Samples, Samples, Samples...

If you have a worry about something that your animal is excreting, then it would make sense to get a sample of this, wouldn't it? Yes, it would. If your dog has diarrhoea, however, we don't need a bag of poo brought in to us! Stool samples can be very useful in working out the cause of a chronic case of diarrhoea but in dogs which have only had diarrhoea for a short time, testing a sample would, in the vast majority of cases, be an unnecessary expense.

 

That said, it is useful to know the nature of what is being produced. Colour, volume, number of times per day and the presence or absence of blood and mucus are all useful things that can help your vet make a diagnosis. 

 

If your dog has diarrhoea, but seems to be bright and healthy and is eating normally, try feeding a bland diet little and often to give the gastrointestinal system a chance to recover.  Good choices for foods include chicken or white fish with rice or pasta. If the diarrhoea continues for longer than 24h, contact the vet.  If your dog appears dull, is straining while trying to pass a stool, or has sickness as well as diarrhoea, do not hesitate to phone the vet.

 

Urinary tract diseases such as cystitis are common in dogs.

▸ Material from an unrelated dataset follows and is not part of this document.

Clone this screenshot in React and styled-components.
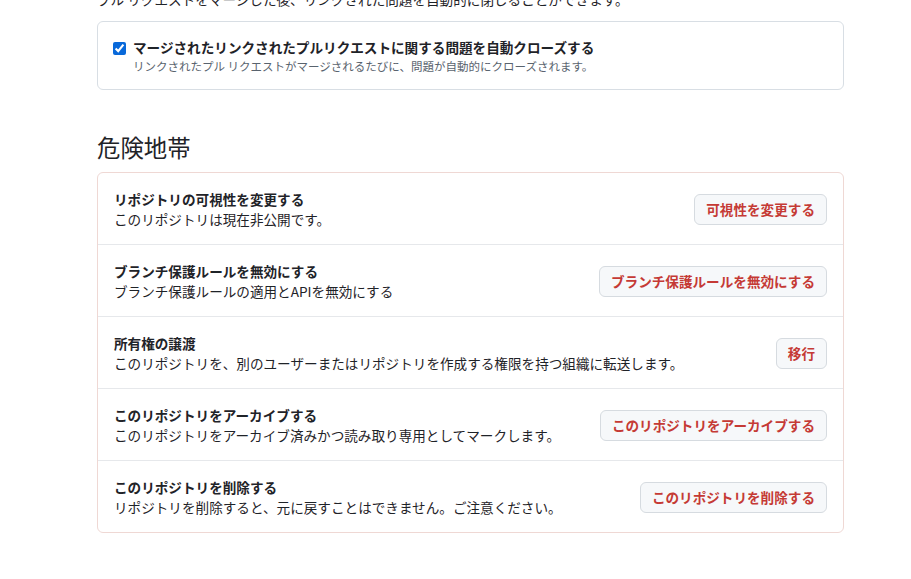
import React from 'react'
import styled, { createGlobalStyle } from 'styled-components'

const GlobalStyle = createGlobalStyle`
  html, body {
    margin: 0;
    padding: 0;
    background: #ffffff;
    overflow: hidden;
  }
  body {
    font-family: "Noto Sans CJK JP", "Noto Sans", "Liberation Sans", sans-serif;
    color: #1f2328;
  }
`

const Page = styled.div`
  width: 747px;
  margin-left: 97px;
`

const Lead = styled.p`
  margin: -11px 0 11px;
  font-size: 13.6px;
  line-height: 21px;
  color: #1f2328;
  white-space: nowrap;
`

const OptionBox = styled.div`
  border: 1px solid #d8dee4;
  border-radius: 6px;
  padding: 15px 16px 14px 15px;
  display: flex;
  align-items: flex-start;
  gap: 7px;
`

const Check = styled.input`
  margin: 5px 0 0;
  width: 13px;
  height: 13px;
  accent-color: #0969da;
  flex: none;
`

const OptionText = styled.div`
  display: flex;
  flex-direction: column;
`

const OptionLabel = styled.label`
  font-size: 13.6px;
  line-height: 20px;
  font-weight: 700;
  color: #1f2328;
`

const OptionNote = styled.span`
  font-size: 11.5px;
  line-height: 18px;
  color: #59636e;
`

const Heading = styled.h2`
  margin: 39px 0 7px;
  font-size: 23.4px;
  line-height: 36px;
  font-weight: 400;
  color: #1f2328;
`

const DangerBox = styled.div`
  border: 1px solid #efd8d4;
  border-radius: 6px;
`

const Row = styled.div`
  display: flex;
  align-items: center;
  justify-content: space-between;
  padding: 16px 16px 15px;
  & + & {
    border-top: 1px solid #e6e8eb;
  }
`

const RowText = styled.div`
  display: flex;
  flex-direction: column;
`

const RowTitle = styled.strong`
  font-size: 13.6px;
  line-height: 20px;
  font-weight: 700;
`

const RowDesc = styled.span`
  font-size: 13.6px;
  line-height: 20px;
`

const DangerButton = styled.button`
  height: 31px;
  padding: 0 11px;
  border: 1px solid #d6dbe0;
  border-radius: 6px;
  background: #f6f8fa;
  color: #c53a35;
  font-family: inherit;
  font-size: 13.6px;
  font-weight: 700;
  white-space: nowrap;
  cursor: pointer;
  flex: none;
`

const rows = [
  {
    title: 'リポジトリの可視性を変更する',
    desc: 'このリポジトリは現在非公開です。',
    action: '可視性を変更する',
  },
  {
    title: 'ブランチ保護ルールを無効にする',
    desc: 'ブランチ保護ルールの適用とAPIを無効にする',
    action: 'ブランチ保護ルールを無効にする',
  },
  {
    title: '所有権の譲渡',
    desc: 'このリポジトリを、別のユーザーまたはリポジトリを作成する権限を持つ組織に転送します。',
    action: '移行',
  },
  {
    title: 'このリポジトリをアーカイブする',
    desc: 'このリポジトリをアーカイブ済みかつ読み取り専用としてマークします。',
    action: 'このリポジトリをアーカイブする',
  },
  {
    title: 'このリポジトリを削除する',
    desc: 'リポジトリを削除すると、元に戻すことはできません。ご注意ください。',
    action: 'このリポジトリを削除する',
  },
]

export default function App() {
  return (
    <Page>
      <GlobalStyle />
      <Lead>プル リクエストをマージした後、リンクされた問題を自動的に閉じることができます。</Lead>
      <OptionBox>
        <Check type="checkbox" id="autoclose" defaultChecked />
        <OptionText>
          <OptionLabel htmlFor="autoclose">マージされたリンクされたプルリクエストに関する問題を自動クローズする</OptionLabel>
          <OptionNote>リンクされたプル リクエストがマージされるたびに、問題が自動的にクローズされます。</OptionNote>
        </OptionText>
      </OptionBox>

      <Heading>危険地帯</Heading>
      <DangerBox>
        {rows.map(r => (
          <Row key={r.title}>
            <RowText>
              <RowTitle>{r.title}</RowTitle>
              <RowDesc>{r.desc}</RowDesc>
            </RowText>
            <DangerButton>{r.action}</DangerButton>
          </Row>
        ))}
      </DangerBox>
    </Page>
  )
}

Things that you could notice when your dog has an infection will include frequent urination, occasionally accompanied by straining.  The first sign that many owners will notice may be that the dog has an out of character accident in the house or in their bed.  If this happens, it is important to contact your vet as there are a number of other conditions that can present with the same symptoms. 

If your dog is showing any signs of urinary incontinence, a urine sample is a very easy way to work out what is going on.  If you are coming in for a problem of this nature, collect a sample in a clean bowl bring it to us in a suitable container for your vet to check.  We can provide urine collection tubes if you come in to see us.